A couple of years ago there was a saying going around. “You are a ghost driving a meat-covered skeleton made of stardust. What do you have to be afraid of?”
When you put anything in that context, the everyday decisions we make as marketers seem insignificant. Yet they mean everything to us in our day to day lives. It’s easy to get mired in petty choices and forget the bigger picture. It’s equally easy to see the world on a universe scale and decide that our day to day isn’t relevant. The challenge to all of us is deciding what the level is that we can work on every day of our lives, without fear of our decisions. We are responsible for our own campaigns, our own platforms, our own careers. That can extend to a team, a client, an agency. What levels do we look at when we make each choice, big or small, every day?
Our responsibilities as marketers are growing heavier as well. Just like the real universe, the one made of stars, the universe of data we have chosen to live and work in is constantly expanding. There are incessant streams of new data to look at, and new ways to tie together each individual human profile. It’s infinite data that becomes overwhelming, even when we try to look at it on a persona basis. How do we account for fractured data, walled gardens, locked sources? How do we reconcile with anonymity in a way that makes a customer’s experience meaningful? How do we do all this in a non-invasive, ethical way? The expanding universe of choices makes decisions even more challenging to streamline into logic for ourselves, much less to convey to clients.
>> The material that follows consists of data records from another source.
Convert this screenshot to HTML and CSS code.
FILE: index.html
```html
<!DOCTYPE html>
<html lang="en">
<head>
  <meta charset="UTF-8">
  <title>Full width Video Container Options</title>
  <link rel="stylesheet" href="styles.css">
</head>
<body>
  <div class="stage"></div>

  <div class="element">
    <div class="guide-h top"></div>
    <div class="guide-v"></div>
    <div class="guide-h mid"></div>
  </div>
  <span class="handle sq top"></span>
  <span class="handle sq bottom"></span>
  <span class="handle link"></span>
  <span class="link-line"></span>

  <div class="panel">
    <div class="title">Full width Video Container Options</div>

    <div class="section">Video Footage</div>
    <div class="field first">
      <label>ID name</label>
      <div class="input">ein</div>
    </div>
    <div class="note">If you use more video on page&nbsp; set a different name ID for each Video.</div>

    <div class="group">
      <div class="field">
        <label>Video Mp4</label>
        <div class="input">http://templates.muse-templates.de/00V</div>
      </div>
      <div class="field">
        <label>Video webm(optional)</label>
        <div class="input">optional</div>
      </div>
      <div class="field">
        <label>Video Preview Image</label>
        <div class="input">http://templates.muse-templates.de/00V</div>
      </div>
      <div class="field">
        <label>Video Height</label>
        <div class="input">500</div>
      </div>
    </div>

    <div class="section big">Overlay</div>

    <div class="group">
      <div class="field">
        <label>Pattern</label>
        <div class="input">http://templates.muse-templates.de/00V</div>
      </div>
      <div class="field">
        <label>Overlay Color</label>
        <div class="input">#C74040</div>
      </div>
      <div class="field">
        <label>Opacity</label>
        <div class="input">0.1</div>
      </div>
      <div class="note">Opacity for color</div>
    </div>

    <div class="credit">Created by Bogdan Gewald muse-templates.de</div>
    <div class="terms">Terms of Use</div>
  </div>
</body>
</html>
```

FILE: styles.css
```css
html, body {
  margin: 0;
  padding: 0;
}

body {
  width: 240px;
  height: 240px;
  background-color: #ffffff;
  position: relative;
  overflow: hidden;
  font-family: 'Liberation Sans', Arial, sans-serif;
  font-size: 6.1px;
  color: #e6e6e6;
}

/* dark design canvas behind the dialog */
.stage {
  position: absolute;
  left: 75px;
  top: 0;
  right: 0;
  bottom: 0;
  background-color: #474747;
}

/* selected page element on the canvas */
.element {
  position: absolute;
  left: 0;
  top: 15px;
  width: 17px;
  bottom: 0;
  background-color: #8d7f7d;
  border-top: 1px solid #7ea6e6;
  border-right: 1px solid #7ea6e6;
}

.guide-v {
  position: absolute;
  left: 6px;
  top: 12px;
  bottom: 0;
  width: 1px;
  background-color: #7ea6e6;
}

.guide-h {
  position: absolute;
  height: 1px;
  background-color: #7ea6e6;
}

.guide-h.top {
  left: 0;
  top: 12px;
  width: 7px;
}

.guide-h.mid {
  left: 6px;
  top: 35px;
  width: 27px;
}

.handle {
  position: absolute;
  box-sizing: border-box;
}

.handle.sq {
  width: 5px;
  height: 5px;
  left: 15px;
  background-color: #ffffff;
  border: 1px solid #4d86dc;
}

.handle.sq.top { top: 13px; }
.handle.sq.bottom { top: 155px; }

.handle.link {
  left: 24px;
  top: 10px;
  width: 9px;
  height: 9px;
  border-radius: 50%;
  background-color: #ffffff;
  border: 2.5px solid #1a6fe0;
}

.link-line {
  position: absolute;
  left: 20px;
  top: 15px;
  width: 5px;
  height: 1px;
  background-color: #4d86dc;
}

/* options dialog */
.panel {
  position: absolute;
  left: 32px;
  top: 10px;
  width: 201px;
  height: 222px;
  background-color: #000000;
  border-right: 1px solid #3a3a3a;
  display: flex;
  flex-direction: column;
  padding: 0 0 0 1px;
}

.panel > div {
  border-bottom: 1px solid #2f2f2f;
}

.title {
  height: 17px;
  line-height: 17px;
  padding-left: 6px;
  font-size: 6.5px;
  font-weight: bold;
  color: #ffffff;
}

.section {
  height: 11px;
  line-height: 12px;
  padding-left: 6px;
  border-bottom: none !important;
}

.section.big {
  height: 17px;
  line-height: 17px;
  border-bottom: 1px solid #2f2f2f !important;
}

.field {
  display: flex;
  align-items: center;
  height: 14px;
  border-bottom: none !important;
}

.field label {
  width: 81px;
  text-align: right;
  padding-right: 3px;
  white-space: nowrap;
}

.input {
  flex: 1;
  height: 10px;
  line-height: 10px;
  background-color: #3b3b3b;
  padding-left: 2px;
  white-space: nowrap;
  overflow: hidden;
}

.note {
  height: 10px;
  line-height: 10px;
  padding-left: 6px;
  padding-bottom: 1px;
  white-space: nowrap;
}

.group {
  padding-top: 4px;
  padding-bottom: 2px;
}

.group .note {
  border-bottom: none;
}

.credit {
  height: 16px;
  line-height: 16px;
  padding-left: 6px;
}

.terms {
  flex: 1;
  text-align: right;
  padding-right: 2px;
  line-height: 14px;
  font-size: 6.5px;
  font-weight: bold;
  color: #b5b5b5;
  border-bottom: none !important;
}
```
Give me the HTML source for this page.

We have new ethics to face as well, the challenges of digital advertising. As evidence comes to light on how addictive the social media platforms are, do we have to take responsibility as advertisers for fueling that? As we learn the impact of fake ads and rumormongering on the 2016 election, do we have to take responsibility for funding those platforms? Do we have a responsibility to our clients to advise them whether their ad dollars are being used to fund sites perpetuating hate speech? As the digital universe has expanded into something so different than the print or television universes, we are faced with new ethics challenges that no marketer had to face in the past century and a half since advertising became a thing.
When we look at all of this, it’s easy to be paralyzed by fear, to say we will do the minimum as we execute campaigns, build platforms, engage customers, sell product. And yet – we are all made of stars, the same stuff as stardust. Each of us has been gifted in a way that allows us to transcend our petty fears and decide how we engage with the world around us, whether in great or small things. Perhaps marketing campaigns are not what we always think of as great things, but they are what we practice doing, every day. Perhaps to make them greater, we need to take those risks, lose that fear, remember that we are visionary creatures who are capable of irrational decisions. Sometimes, it is the less rational decision, to go against a traditional KPI or ROI metric, to leverage a new technology or a new format, to take extra time to produce a blog post or video, that makes the difference for the actual, real humans who make the decisions to buy, somewhere on the other side of the screen.
After all, it may not be long before an AI program comes along who can make all the logical decisions necessary on a day to day basis. Only a ghost driving a meat-covered skeleton made from stardust – a human like you – will be capable of making the extraordinary decisions that transform a campaign. You, as a marketer, must engage your fellow humans, and help them transcend their own fear of decisions on the other side of all this digital data, all these connections, all these electronics. You must be human if you are to convince your or your clients’ equally human customer to be bold and commit to a purchase of any scale. After all, what do you have to really be afraid of?